The Philosophers' Carnival, as you probably know, posts links to selected posts from around the blogosphere, chosen and hosted by a different blogger every month. Since philosophers are basically just children in grown-up bodies (as a Gopnik student, I intend this as flattery), I use a playground theme.
The Philosophy of Mind Sandpit: I charge into the sandpit. There's David Papineau with his cricket bat staring at me, incredibly focused -- but why does a batter need to be focused if batting is just reflex responsiveness? There must be something more. But we don't know what it is, says R. Scott Bakker, most of whose Three Pound Brain is, he admits, a mystery to him. We're all blind (to the machinery of our cognitive activity) but we're blind to this blindness, and so invent dualist ontologies. Why am I digging here, then? I don't know. Why do I believe he might be wrong? I don't know that either! Scott agrees: I have no idea why I believe he might be wrong. But at least, says Wolfgang Schwarz, my disbelief is very fine-grained, you know, like this sand right here.

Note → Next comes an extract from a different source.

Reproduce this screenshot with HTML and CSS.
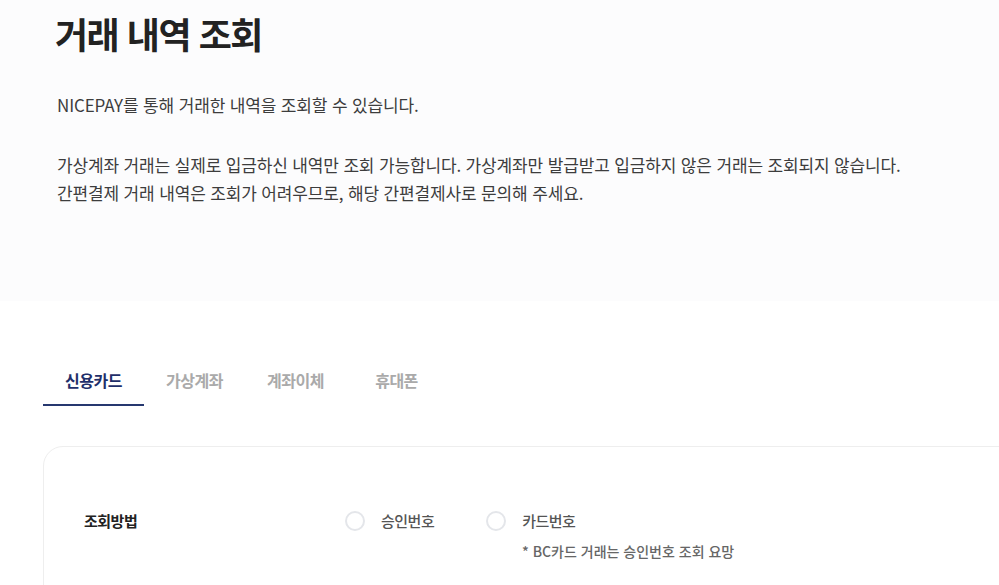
FILE: index.html
```html
<!DOCTYPE html>
<html lang="ko">
<head>
<meta charset="utf-8">
<title>거래 내역 조회</title>
<link rel="stylesheet" href="styles.css">
</head>
<body>
  <section class="intro">
    <h1 class="intro-title">거래 내역 조회</h1>
    <p class="intro-text">NICEPAY를 통해 거래한 내역을 조회할 수 있습니다.</p>
    <p class="intro-text intro-text-gap">가상계좌 거래는 실제로 입금하신 내역만 조회 가능합니다. 가상계좌만 발급받고 입금하지 않은 거래는 조회되지 않습니다.<br>간편결제 거래 내역은 조회가 어려우므로, 해당 간편결제사로 문의해 주세요.</p>
  </section>

  <main class="content">
    <nav class="tabs">
      <a class="tab tab-active">신용카드</a>
      <a class="tab">가상계좌</a>
      <a class="tab">계좌이체</a>
      <a class="tab">휴대폰</a>
    </nav>

    <div class="card">
      <div class="form-row">
        <div class="form-label">조회방법</div>
        <div class="form-field">
          <div class="radio-group">
            <label class="radio"><span class="radio-dot"></span><span class="radio-text">승인번호</span></label>
            <label class="radio"><span class="radio-dot"></span><span class="radio-text">카드번호</span></label>
          </div>
          <p class="form-note">* BC카드 거래는 승인번호 조회 요망</p>
        </div>
      </div>
    </div>
  </main>
</body>
</html>
```

FILE: styles.css
```css
* { box-sizing: border-box; }

html, body {
  margin: 0;
  padding: 0;
  overflow-x: hidden;
}

body {
  font-family: "Noto Sans CJK KR", "Noto Sans", sans-serif;
  background: #ffffff;
  color: #444;
}

.intro {
  background: #fcfcfd;
  height: 301px;
  padding: 10px 0 0 55px;
}

.intro-title {
  margin: 0;
  font-size: 36px;
  line-height: 46px;
  font-weight: 700;
  letter-spacing: -1.5px;
  color: #222;
}

.intro-text {
  margin: 35px 0 0 2px;
  font-size: 17px;
  line-height: 28px;
  letter-spacing: -0.15px;
  color: #3d3d3d;
}

.intro-text-gap {
  margin-top: 32px;
}

.content {
  padding-left: 43px;
}

.tabs {
  display: flex;
  margin-top: 55px;
}

.tab {
  width: 101px;
  height: 50px;
  display: flex;
  align-items: center;
  justify-content: center;
  font-size: 16px;
  font-weight: 700;
  letter-spacing: -0.5px;
  color: #aaaaaa;
  border-bottom: 2px solid transparent;
}

.tab-active {
  color: #1f2f6a;
  border-bottom-color: #26386f;
}

.card {
  margin-top: 40px;
  width: 1000px;
  height: 200px;
  border: 1px solid #eeeeee;
  border-radius: 20px;
  padding: 64px 0 0 40px;
}

.form-row {
  display: flex;
}

.form-label {
  width: 261px;
  font-size: 15px;
  line-height: 20px;
  font-weight: 700;
  letter-spacing: -0.5px;
  color: #222;
}

.form-field {
  display: flex;
  flex-direction: column;
}

.radio-group {
  display: flex;
  gap: 52px;
}

.radio {
  display: flex;
  align-items: center;
}

.radio-dot {
  width: 20px;
  height: 20px;
  border: 2px solid #e4e6ea;
  border-radius: 50%;
  margin-right: 16px;
}

.radio-text {
  font-size: 15px;
  line-height: 20px;
  font-weight: 500;
  letter-spacing: -0.5px;
  color: #555;
}

.form-note {
  margin: 10px 0 0 177px;
  font-size: 14px;
  line-height: 20px;
  font-weight: 500;
  letter-spacing: 0;
  color: #666;
}
```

The Curving Tunnel of Logic and Language: Into the darkness we go, with Jason Zarri's fuzzy argument for crisp negation. I seem to be turned around, in a half-true circle! Worse still, I seem to be stuck with a correspondence theory of truth, since Tristan Haze is telling me that my projective-based skepticism about facts is itself a projective-fallacy. Oy, this is dizzier than a whirligig! I try to get out of the tunnel, but here comes Eli Sennesh with two boxes and a nearly-omniscient demon and he's trying to get me the million dollars instead of the thousand I thought I knew I was rationally doomed to.

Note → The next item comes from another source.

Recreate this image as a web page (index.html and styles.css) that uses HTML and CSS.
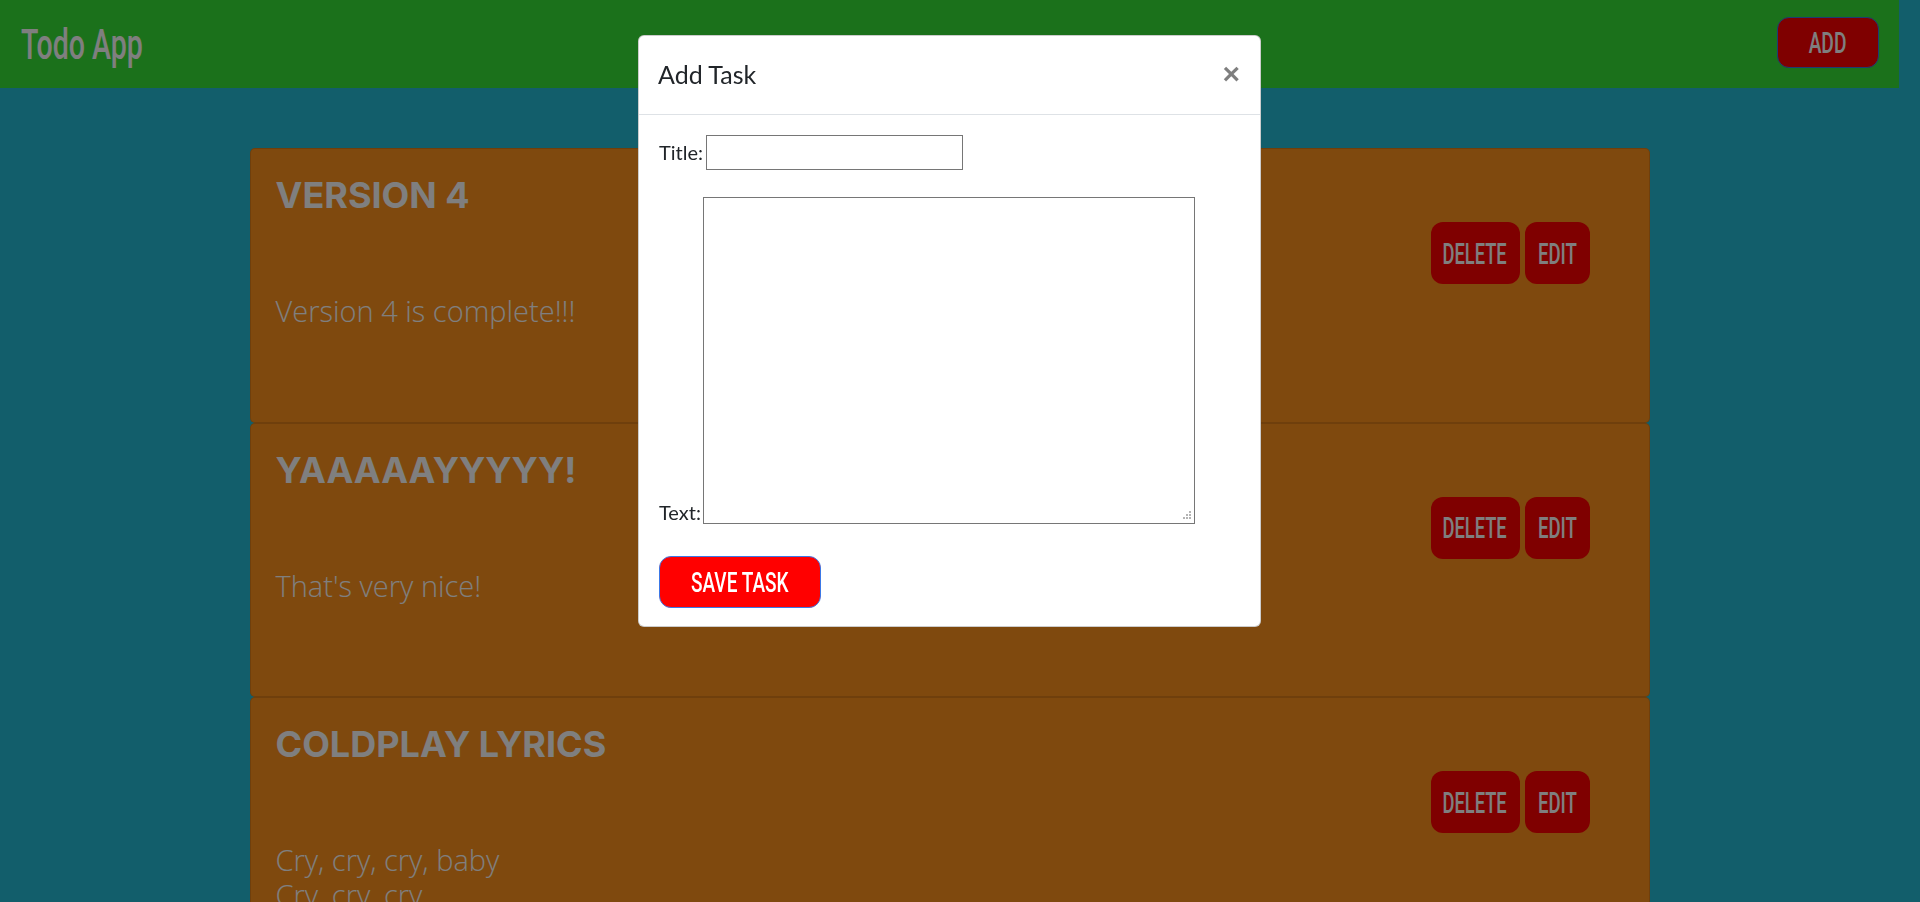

The Epistemic Slide: Hi, Richard Chappell! Would you like to play this little non-normative game with me, called "seeking the truth"? No? You say that my continued attachment to such a game is arbitrary by my own lights? Wah! Good thing I don't believe that your criticism has any objective normative merit. La-la-la. Meanwhile, Ralph Wedgwood from Certain Doubts is trying to get things -- pieces of knowledge, or is it gum? -- to adhere to me, as long as they adhere in the sense that if and only if the case were sufficiently similar with respect to what makes it rational for me to believe P1 in C1 would I also believe P2 in C2. Good thing Richard Pettigrew has given me a metric for determining how inaccurate my total doxastic state is!

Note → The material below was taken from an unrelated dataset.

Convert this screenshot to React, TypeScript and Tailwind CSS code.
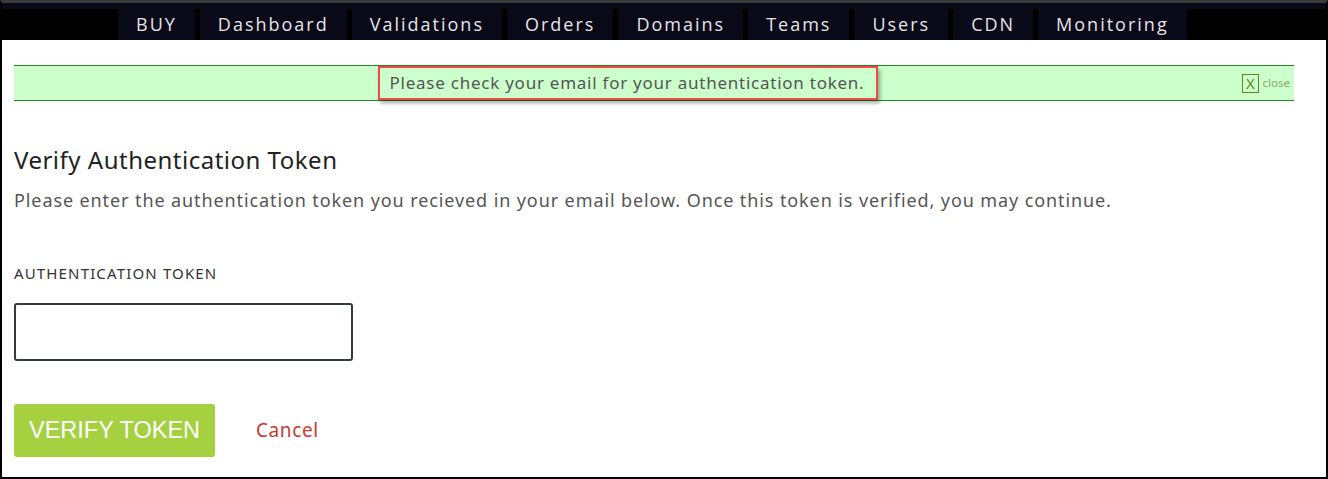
import React from "react";

const navItems = ["BUY", "Dashboard", "Validations", "Orders", "Domains", "Teams", "Users", "CDN", "Monitoring"];

export default function App() {
    return (
        <div className="w-[1328px] h-[479px] overflow-hidden bg-white border-x-2 border-b-2 border-black border-t-[3px] border-t-[#3a3a3a] font-['Noto_Sans',sans-serif]">
            {/* Top nav */}
            <nav className="bg-black">
                <div className="h-[6px] bg-[#0a0918]"/>
                <ul className="flex gap-[5px] pl-[116px]">
                    {navItems.map((item) => (
                        <li key={item}
                            className="h-[31px] px-[18px] flex items-center bg-[#0a0918] text-[#e4e4ea] text-[18px] tracking-[2px] font-['Open_Sans',sans-serif]">
                            {item}
                        </li>
                    ))}
                </ul>
            </nav>

            <div className="px-[12px]">
                {/* Alert */}
                <div className="mt-[25px] mr-[20px] h-[36px] pr-[4px] flex items-center bg-[#ccffcc] border-y border-[#1f8a1f]">
                    <div className="flex-1 flex justify-center">
                        <div className="pl-[10px] pr-[12px] h-[34px] flex items-center border-2 border-[#f0494b] shadow-[2px_3px_4px_rgba(0,0,0,0.35)]">
                            <span className="text-[17px] tracking-[0.75px] text-[#555]">
                                Please check your email for your authentication token.
                            </span>
                        </div>
                    </div>
                    <div className="w-[48px] flex items-center gap-[4px]">
                        <span className="w-[18px] h-[19px] border border-[#5e8a1e] text-[#5e8a1e] text-[15px] leading-none flex items-center justify-center">X</span>
                        <span className="text-[11.5px] text-[#8aa86a]">close</span>
                    </div>
                </div>

                {/* Form */}
                <h2 className="mt-[44px] text-[24px] leading-[30px] tracking-[0.5px] text-[#222]">Verify Authentication Token</h2>
                <p className="mt-[12px] text-[18px] leading-[26px] tracking-[0.9px] text-[#555]">
                    Please enter the authentication token you recieved in your email below. Once this token is verified, you may continue.
                </p>

                <label className="block mt-[50px] text-[15px] leading-[20px] tracking-[1.15px] text-[#333] uppercase">Authentication Token</label>
                <input type="text" className="block mt-[20px] w-[339px] h-[58px] border-2 border-[#333a45] rounded-[3px] outline-none"/>

                <div className="mt-[43px] flex items-center">
                    <button type="button"
                            className="w-[201px] h-[53px] bg-[#a5d03f] rounded-[3px] text-white text-[23.5px] font-['Liberation_Sans',sans-serif]">
                        VERIFY TOKEN
                    </button>
                    <a href="#" className="ml-[41px] text-[19px] tracking-[0.6px] text-[#c83a2e]">Cancel</a>
                </div>
            </div>
        </div>
    )
}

The Moral Teeter-Totter: Look over there! Jonny Pugh is bouncing up and down, tip, don't tip, tip, don't tip -- I think he might tip right over on the question of whether new technologies that make the option to tip more salient will and should change the culture of tipping. Stacey Goguen at Feminist Philosophers has a nice compilation of recent reflections on the ups and downs of "trigger warnings" in the classroom. And now here's Alexander Pruss telling me that intentionally making babies is morally wrong because I can't have any specific baby's good in mind and I shouldn't make a baby for reasons that don't include the specific baby's own good. Fine with me! Making babies is gross. And if some of us kids do it anyway, it was only by accident, when we were playing doctor.
The Philosophy of Science Picnic Table: Ah, there's Scott Aaronson, looking skeptically at the consciousness sandwich Guilio Tononi gave him. Evidently, Guilio told him the moon is made of peanut butter. But Dick Dorkins at Genotopia isn't worried. In fact, he's pleased that he finally has really scientifically solid evidence, that the scientists themselves (but not the Wall Street Journal) are too wimpy to embrace, that his British marmite-and-lard is superior to the tawnier sandwiches of people from more southerly continents or subcontinents or whatever they are. (Do I see his tongue in his cheek?)
The Historical Jungle Gym: Lunch is over. Time to climb around and get sick! Barry Stocker at NewAPPS is on top of the jungle gym, wondering why more people aren't thinking about the ancient skeptic Sextus Empiricus as a virtue ethicist. I don't know! A dubious proposition. But I'm at peace with that.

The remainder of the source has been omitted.